Talent and potential are so often hidden in plain sight and yet don’t get coaxed out—we look to empower all students in realising their academic potential and gaining the skills and confidence to positively affect their world.
The sessions, working with the same students across the three weeks (please register only if you are able to commit to the three sessions), aim to achieve this by giving students ownership of their own complex research questions, and providing the framework within which they can attack these questions with academic rigour and intellectual honesty.
What will happen during these sessions?
These sessions offer a hyper-condensed version of University of Birmingham’s first-year core courses, where students work in small groups to tackle a complex problem that is affecting them in some way. The starting point is the question: what is the most important issue affecting your community? As individuals, we all inhabit multiple and varied communities—some overlapping, others totally disparate—so the multitude of answers that fall out from here are always a fascinating starting point.

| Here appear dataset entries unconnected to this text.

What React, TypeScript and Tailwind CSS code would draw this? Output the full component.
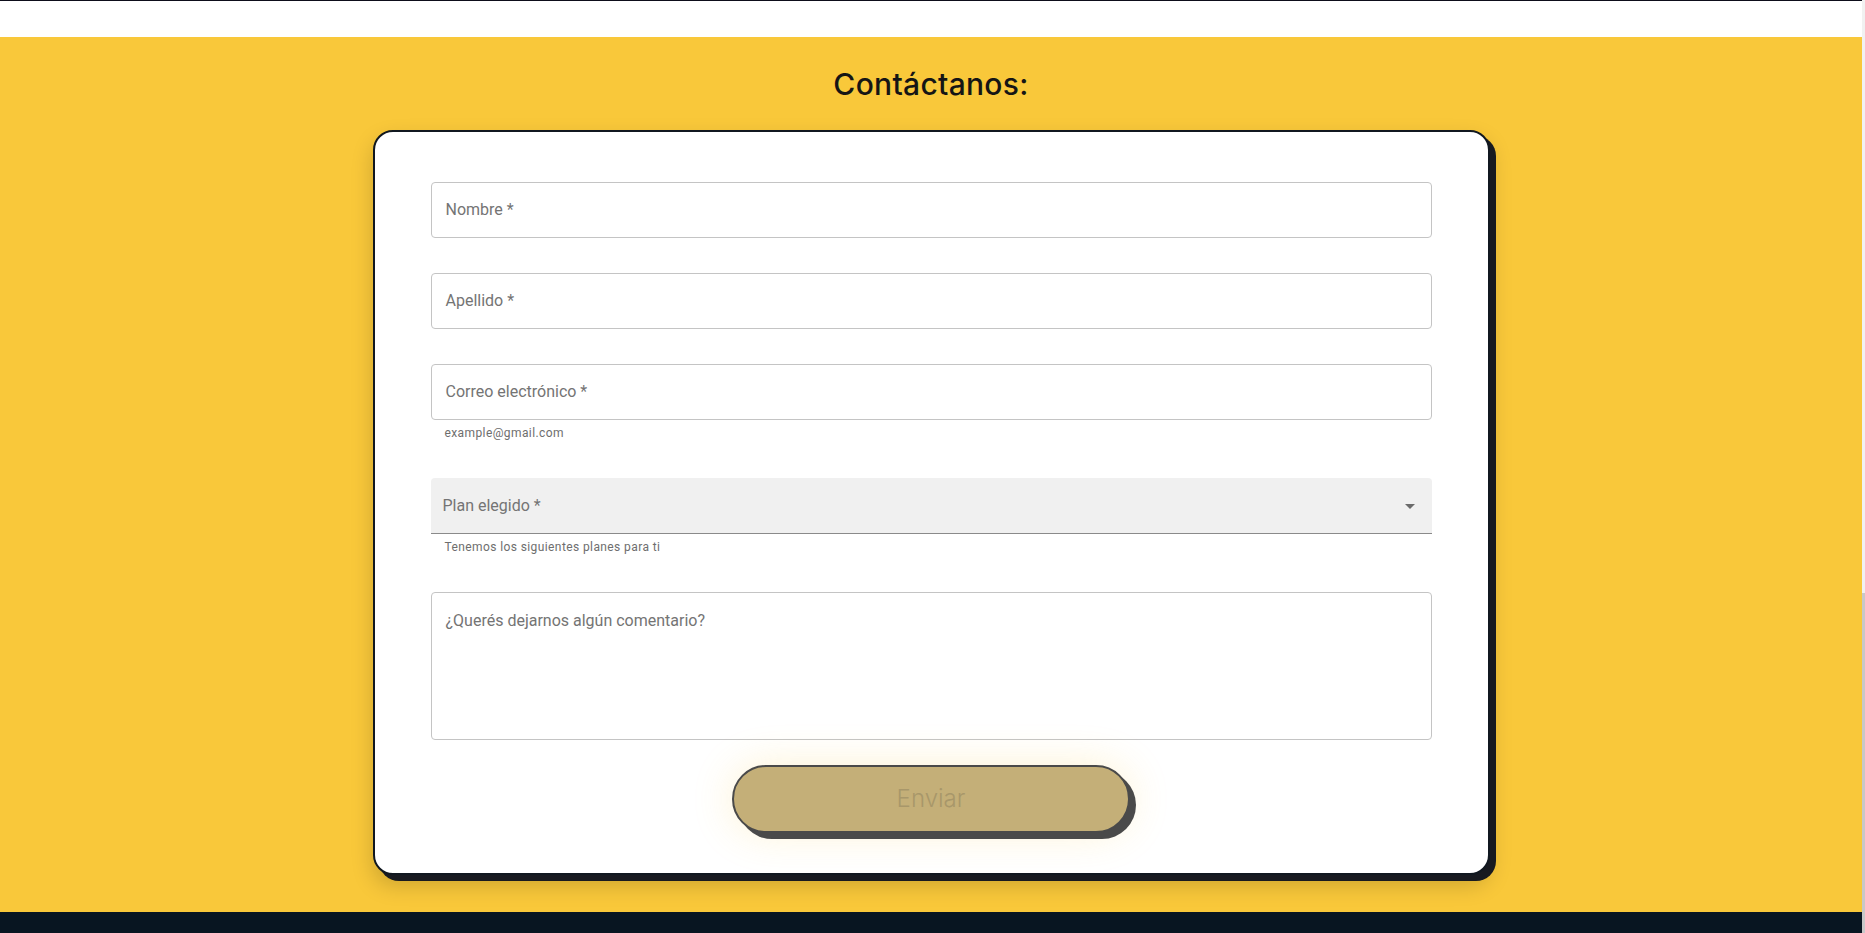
import React from "react";

const outlined = [
  { label: "Nombre *", helper: "" },
  { label: "Apellido *", helper: "" },
  { label: "Correo electrónico *", helper: "example@gmail.com" },
];

function Helper({ text }: { text: string }) {
  return (
    <p className="mt-[3px] px-[14px] text-[12px] leading-[20px] tracking-[0.4px] text-[#6e6e6e]">
      {text}
    </p>
  );
}

export default function App() {
  return (
    <div className="flex min-h-screen bg-white font-['Roboto',sans-serif]">
      <div className="flex-1">
        {/* ── Top bar ── */}
        <div className="h-[37px] border-t border-[#0d0d1a] bg-white" />

        {/* ── Contact section ── */}
        <section className="flex flex-col items-center bg-[#f9c83a] pt-[29px] pb-[37px]">
          <h2 className="font-['Inter',sans-serif] text-[30px] font-medium leading-[36px] tracking-[0.01em] text-[#151515]">
            Contáctanos:
          </h2>

          <div className="mt-[28px] w-[1117px] rounded-[20px] border-2 border-[#111820] bg-white px-[56px] pt-[50px] pb-[40px] shadow-[6px_6px_0_#181a20,0_10px_22px_rgba(0,0,0,0.18)]">
            {/* Outlined text fields */}
            {outlined.map(({ label, helper }) => (
              <div key={label} className="mb-[35px]">
                <div className="flex h-[56px] items-center rounded-[4px] border border-[#c4c4c4] px-[14px]">
                  <span className="text-[16px] text-[#747474]">{label}</span>
                </div>
                {helper && <Helper text={helper} />}
              </div>
            ))}

            {/* Filled select */}
            <div className="mb-[35px]">
              <div className="flex h-[56px] items-center justify-between rounded-t-[4px] border-b border-[#8a8a8a] bg-[#f0f0f0] pr-[10px] pl-[12px]">
                <span className="text-[16px] text-[#747474]">Plan elegido *</span>
                <svg width="24" height="24" viewBox="0 0 24 24" className="fill-[#6b6b6b]">
                  <path d="M7 10l5 5 5-5z" />
                </svg>
              </div>
              <Helper text="Tenemos los siguientes planes para ti" />
            </div>

            {/* Multiline comment */}
            <div className="h-[148px] rounded-[4px] border border-[#c4c4c4] px-[14px] py-[16px]">
              <span className="text-[16px] leading-[23px] text-[#747474]">
                ¿Querés dejarnos algún comentario?
              </span>
            </div>

            {/* Submit */}
            <div className="mt-[25px] flex justify-center">
              <button
                disabled
                className="h-[68px] w-[398px] rounded-full border-2 border-[#4a4a4a] bg-[#c4af78] font-['Inter',sans-serif] text-[24px] font-light text-[#a8976a] shadow-[6px_6px_0_#4a4a4a,0_0_40px_rgba(250,200,60,0.22)]"
              >
                Enviar
              </button>
            </div>
          </div>
        </section>

        {/* ── Footer ── */}
        <footer className="h-[21px] bg-[#081521]" />
      </div>

      {/* ── Thin scrollbar ── */}
      <div className="flex w-[3px] flex-col bg-[#f1f1f1]">
        <div className="flex-1" />
        <div className="h-[340px] bg-[#c8c8c8]" />
      </div>
    </div>
  );
}
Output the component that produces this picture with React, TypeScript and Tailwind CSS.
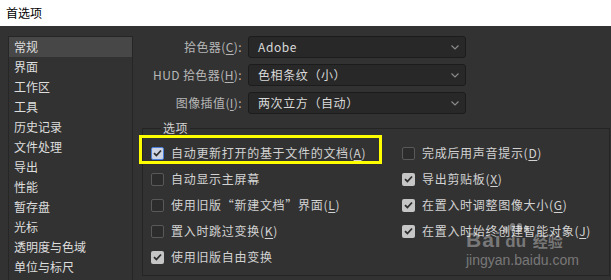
import React from "react";

const font = { fontFamily: '"Noto Sans CJK SC", "Noto Sans", sans-serif' };

const navItems = [
  "常规",
  "界面",
  "工作区",
  "工具",
  "历史记录",
  "文件处理",
  "导出",
  "性能",
  "暂存盘",
  "光标",
  "透明度与色域",
  "单位与标尺",
];

const Key = ({ k }: { k: string }) => (
  <>
    (<span className="underline underline-offset-2">{k}</span>)
  </>
);

const Chevron = () => (
  <svg width="8" height="5" viewBox="0 0 8 5" className="shrink-0">
    <path d="M0.5 0.5 L4 4 L7.5 0.5" fill="none" stroke="#8a8a8a" strokeWidth="1.2" />
  </svg>
);

const Select = ({ value }: { value: string }) => (
  <div className="flex items-center justify-between w-[218px] h-[22px] rounded-[3px] border border-[#1c1c1c] bg-[#282828] pl-[9px] pr-[6px] text-[12px] tracking-[0.6px] text-[#dadada]">
    <span>{value}</span>
    <Chevron />
  </div>
);

const Box = ({ checked, focus }: { checked?: boolean; focus?: boolean }) => {
  if (!checked)
    return <div className="w-[13px] h-[13px] shrink-0 rounded-[2px] border border-[#595959] bg-[#2c2c2c]" />;
  return (
    <div
      className={
        "w-[13px] h-[13px] shrink-0 rounded-[2px] flex items-center justify-center " +
        (focus ? "border border-[#4a7dd8] bg-[#cdd5e4]" : "bg-[#c6c6c6]")
      }
    >
      <svg width="9" height="8" viewBox="0 0 9 8">
        <path d="M1 4.2 L3.4 6.5 L8 1.5" fill="none" stroke="#2e2e2e" strokeWidth="1.8" />
      </svg>
    </div>
  );
};

const Option = ({
  checked,
  focus,
  children,
}: {
  checked?: boolean;
  focus?: boolean;
  children: React.ReactNode;
}) => (
  <div className="flex items-center gap-[7px] h-[26px] text-[12px] tracking-[0.7px] text-[#d2d2d2] whitespace-nowrap">
    <Box checked={checked} focus={focus} />
    <span>{children}</span>
  </div>
);

export default function App() {
  return (
    <div className="relative w-[611px] h-[280px] overflow-hidden bg-[#323232] flex flex-col" style={font}>
      <div className="h-[26px] bg-white flex items-center px-[6px] text-[12px] text-black">首选项</div>

      <div className="flex flex-1">
        <div className="ml-[8px] mt-[10px] w-[125px] border border-b-0 border-[#262626] flex flex-col">
          {navItems.map((n, i) => (
            <div
              key={n}
              className={
                "h-[20px] leading-[20px] pl-[5px] text-[12px] text-[#dedede] " +
                (i === 0 ? "bg-[#474747]" : "")
              }
            >
              {n}
            </div>
          ))}
        </div>

        <div className="flex-1 flex flex-col pt-[10px]">
          <div className="flex flex-col gap-[6px]">
            {[
              [<>拾色器<Key k="C" />:</>, "Adobe"],
              [<>HUD 拾色器<Key k="H" />:</>, "色相条纹（小）"],
              [<>图像插值<Key k="I" />:</>, "两次立方（自动）"],
            ].map(([label, value], i) => (
              <div key={i} className="flex items-center">
                <div className="w-[115px] pr-[6px] text-right text-[12px] tracking-[0.4px] text-[#b6b6b6] whitespace-nowrap">
                  {label}
                </div>
                <Select value={value as string} />
              </div>
            ))}
          </div>

          <fieldset className="ml-[9px] mr-[1px] mt-[5px] border border-[#242424] pl-[8px] pt-[3px] pb-[5px]">
            <legend className="ml-[10px] px-[2px] text-[12px] leading-[18px] tracking-[0.5px] text-[#d2d2d2]">选项</legend>
            <div className="grid grid-cols-[251px_1fr]">
              <div className="flex flex-col">
                <div className="relative">
                  <Option checked focus>
                    自动更新打开的基于文件的文档<Key k="A" />
                  </Option>
                  <div className="absolute left-[-12px] top-[-5px] w-[243px] h-[29px] border-[3px] border-[#ffff00]" />
                </div>
                <Option>自动显示主屏幕</Option>
                <Option>
                  使用旧版“新建文档”界面<Key k="L" />
                </Option>
                <Option>
                  置入时跳过变换<Key k="K" />
                </Option>
                <Option checked>使用旧版自由变换</Option>
              </div>
              <div className="flex flex-col">
                <Option>
                  完成后用声音提示<Key k="D" />
                </Option>
                <Option checked>
                  导出剪贴板<Key k="X" />
                </Option>
                <Option checked>
                  在置入时调整图像大小<Key k="G" />
                </Option>
                <Option checked>
                  在置入时始终创建智能对象<Key k="J" />
                </Option>
              </div>
            </div>
          </fieldset>
        </div>
      </div>

      {/* watermark */}
      <div className="absolute left-[466px] top-[214px] flex flex-col items-start text-white/35 pointer-events-none">
        <div className="relative flex items-end h-[36px]">
          <span className="text-[21px] font-bold leading-[20px] tracking-[1px]" style={{ fontFamily: '"Liberation Sans", sans-serif' }}>
            Bai
          </span>
          <div className="flex flex-col items-center ml-[1px]">
            <div className="flex gap-[2px] mb-[1px]">
              <div className="w-[5px] h-[7px] rounded-full bg-white/35" />
              <div className="w-[5px] h-[8px] rounded-full bg-white/35 -mt-[3px]" />
              <div className="w-[5px] h-[8px] rounded-full bg-white/35 -mt-[3px]" />
              <div className="w-[5px] h-[7px] rounded-full bg-white/35" />
            </div>
            <span className="text-[17px] font-bold leading-[16px]" style={{ fontFamily: '"Liberation Sans", sans-serif' }}>
              du
            </span>
          </div>
          <span className="ml-[4px] text-[15px] font-bold leading-[18px]">经验</span>
        </div>
        <span className="text-[14px] leading-[18px] mt-[1px]" style={{ fontFamily: '"Liberation Sans", sans-serif' }}>
          jingyan.baidu.com
        </span>
      </div>
    </div>
  );
}
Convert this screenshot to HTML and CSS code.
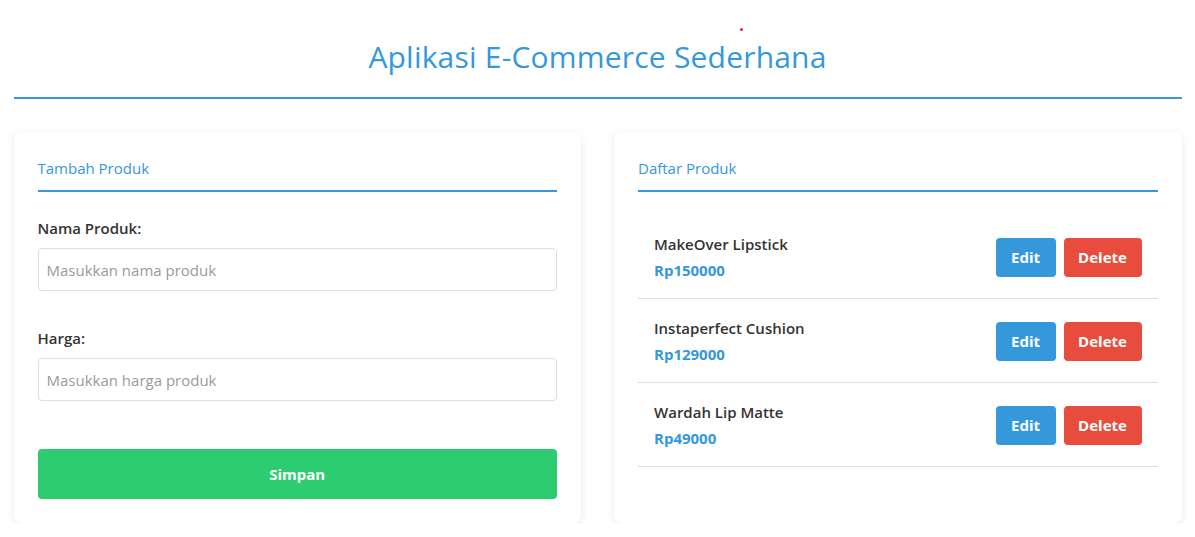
FILE: index.html
```html
<!DOCTYPE html>
<html lang="id">
<head>
<meta charset="utf-8">
<title>Aplikasi E-Commerce Sederhana</title>
<link rel="stylesheet" href="styles.css">
</head>
<body>
<span class="dot"></span>
<div class="app">
  <header class="header">
    <h1 class="title">Aplikasi E-Commerce Sederhana</h1>
  </header>
  <main class="grid">
    <section class="card">
      <h2 class="card-title">Tambah Produk</h2>
      <form class="form">
        <div class="group">
          <label class="label">Nama Produk:</label>
          <input class="input" type="text" placeholder="Masukkan nama produk">
        </div>
        <div class="group">
          <label class="label">Harga:</label>
          <input class="input" type="text" placeholder="Masukkan harga produk">
        </div>
        <button class="btn btn-save" type="button">Simpan</button>
      </form>
    </section>
    <section class="card">
      <h2 class="card-title">Daftar Produk</h2>
      <ul class="list">
        <li class="item">
          <div class="info">
            <div class="name">MakeOver Lipstick</div>
            <div class="price">Rp150000</div>
          </div>
          <div class="actions">
            <button class="btn btn-edit" type="button">Edit</button>
            <button class="btn btn-delete" type="button">Delete</button>
          </div>
        </li>
        <li class="item">
          <div class="info">
            <div class="name">Instaperfect Cushion</div>
            <div class="price">Rp129000</div>
          </div>
          <div class="actions">
            <button class="btn btn-edit" type="button">Edit</button>
            <button class="btn btn-delete" type="button">Delete</button>
          </div>
        </li>
        <li class="item">
          <div class="info">
            <div class="name">Wardah Lip Matte</div>
            <div class="price">Rp49000</div>
          </div>
          <div class="actions">
            <button class="btn btn-edit" type="button">Edit</button>
            <button class="btn btn-delete" type="button">Delete</button>
          </div>
        </li>
      </ul>
    </section>
  </main>
</div>
</body>
</html>
```
FILE: styles.css
```css
* { box-sizing: border-box; }
html, body { margin: 0; padding: 0; background: #ffffff; }
body {
  font-family: "Open Sans", "Noto Sans", sans-serif;
  color: #333333;
  font-size: 16px;
  position: relative;
}
.dot {
  position: absolute;
  left: 740px;
  top: 28px;
  width: 3px;
  height: 3px;
  border-radius: 50%;
  background: #e0242a;
}
.app {
  width: 1168px;
  margin: 0 auto;
}
.header {
  padding-top: 37px;
  padding-bottom: 20px;
  border-bottom: 2px solid #3498db;
  text-align: center;
}
.title {
  margin: 0;
  font-size: 30px;
  line-height: 40px;
  font-weight: 400;
  letter-spacing: 0.2px;
  color: #3498db;
}
.grid {
  display: grid;
  grid-template-columns: 1fr 1fr;
  gap: 33px;
  margin-top: 33px;
}
.card {
  background: #ffffff;
  border-radius: 8px;
  box-shadow: 0 2px 10px rgba(0, 0, 0, 0.09);
  padding: 24px;
}
.card-title {
  margin: 0 0 23px;
  font-size: 15px;
  line-height: 24px;
  font-weight: 400;
  color: #3498db;
  padding-bottom: 10px;
  border-bottom: 2px solid #3498db;
}
.group { margin-bottom: 34px; }
.label {
  display: block;
  font-size: 15px;
  font-weight: 600;
  line-height: 24px;
  padding-top: 1px;
  margin-bottom: 8px;
  color: #333333;
}
.input {
  display: block;
  width: 100%;
  height: 43px;
  padding: 0 8px;
  border: 1px solid #dddddd;
  border-radius: 4px;
  font-family: inherit;
  font-size: 15px;
  color: #333333;
  background: #ffffff;
}
.input::placeholder { color: #9a9a9a; }
.btn {
  border: 0;
  border-radius: 4px;
  color: #ffffff;
  font-family: inherit;
  font-weight: 700;
  font-size: 15px;
  cursor: pointer;
}
.btn-save {
  display: block;
  width: 100%;
  height: 50px;
  margin-top: 48px;
  background: #2ecc71;
}
.list {
  list-style: none;
  margin: 0;
  padding: 0;
}
.item {
  display: flex;
  align-items: center;
  justify-content: space-between;
  padding: 16px 16px 15px;
  border-bottom: 1px solid #dddddd;
}
.name {
  font-size: 15px;
  font-weight: 600;
  line-height: 25px;
  padding-top: 1px;
  color: #333333;
}
.price {
  font-size: 15px;
  font-weight: 700;
  line-height: 26px;
  color: #3498db;
}
.actions {
  display: flex;
  gap: 8px;
}
.btn-edit, .btn-delete {
  height: 39px;
  padding: 0;
}
.btn-edit { background: #3498db; width: 60px; }
.btn-delete { background: #e74c3c; width: 78px; }
```
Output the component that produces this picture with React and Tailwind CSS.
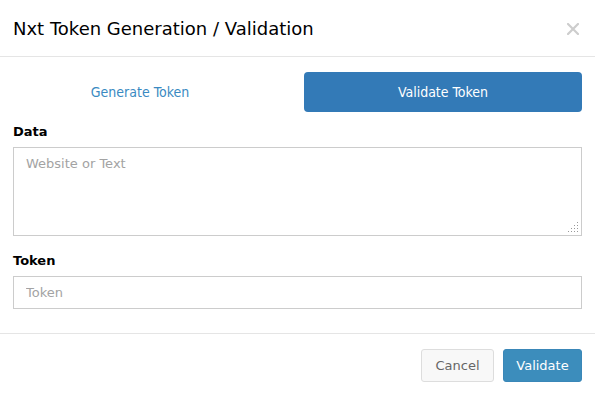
export default function App() {
  const grip = [
    [9, 0],
    [6, 3], [9, 3],
    [3, 6], [6, 6], [9, 6],
    [0, 9], [3, 9], [6, 9], [9, 9],
  ];

  return (
    <div className="w-[595px] h-[397px] bg-white font-['DejaVu_Sans',sans-serif] text-[#333] overflow-hidden">
      {/* header */}
      <div className="h-[57px] border-b border-[#e5e5e5] px-[13px] flex items-center justify-between">
        <h4 className="text-[18px] text-black leading-none pt-[1px]">Nxt Token Generation / Validation</h4>
        <svg width="12" height="12" viewBox="0 0 12 12" className="mr-[3px] mt-[1px]">
          <path d="M1 1L11 11M11 1L1 11" stroke="#cdcdcd" strokeWidth="2.2" strokeLinecap="square" />
        </svg>
      </div>

      {/* body */}
      <div className="px-[13px] pt-[15px] pb-[24px] border-b border-[#e5e5e5]">
        <div className="flex justify-between font-['DejaVu_Sans_Condensed','DejaVu_Sans',sans-serif] text-[14px]">
          <a className="w-[254px] h-[40px] flex items-center justify-center text-[#3a8ac2]">
            Generate Token
          </a>
          <a className="w-[278px] h-[40px] rounded-[4px] bg-[#337ab7] flex items-center justify-center text-white">
            Validate Token
          </a>
        </div>

        <label className="block mt-[10px] mb-[6px] text-[13px] leading-[19px] font-bold text-black">Data</label>
        <div className="relative">
          <textarea
            placeholder="Website or Text"
            className="block w-full h-[89px] border border-[#ccc] px-[12px] py-[6px] text-[13px] text-[#555] placeholder:text-[#a3a3a3] outline-none resize-none"
          />
          <svg width="11" height="11" className="absolute right-[3px] bottom-[3px]">
            {grip.map(([x, y]) => (
              <rect key={`${x}-${y}`} x={x} y={y} width="1" height="1" fill="#999" />
            ))}
          </svg>
        </div>

        <label className="block mt-[16px] mb-[6px] text-[13px] leading-[18px] font-bold text-black">Token</label>
        <input
          placeholder="Token"
          className="block w-full h-[33px] border border-[#ccc] px-[12px] text-[13px] text-[#555] placeholder:text-[#a3a3a3] outline-none"
        />
      </div>

      {/* footer */}
      <div className="px-[13px] pt-[15px] flex justify-end gap-[9px]">
        <button className="h-[33px] w-[73px] rounded-[3px] border border-[#ddd] bg-[#f8f8f8] text-[13px] text-[#666]">
          Cancel
        </button>
        <button className="h-[33px] w-[79px] rounded-[3px] border border-[#3a87b8] bg-[#3c8dbc] text-[13px] text-white">
          Validate
        </button>
      </div>
    </div>
  );
}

From here, we provide students with prompts and the academic foundations for exploring, analysing and perhaps even beginning to solve these complex problems.
Ultimately, students present their findings to their peers, teachers and us. Discussions are not limited to any one academic subject.
Indeed, this is the whole point of an education in the Liberal Arts and Natural Sciences: no one area of expertise is sufficient to tackle the most complex questions we face. We provide the bedrock of skills that enables the most curious thinkers and sharpest minds to cross these disciplinary boundaries, both themselves and by working with others.
By the end of these three sessions, students will be able to:
- Analyse and break down a complex problem that affects their communities;
- Analyse both quantitative and qualitative data, citing sources appropriately;
- Balance insights on a problem from diverse disciplinary traditions;
- Communicate their analyses and next steps to appropriate audiences;
- Reflect on the role they took when working as part of a team.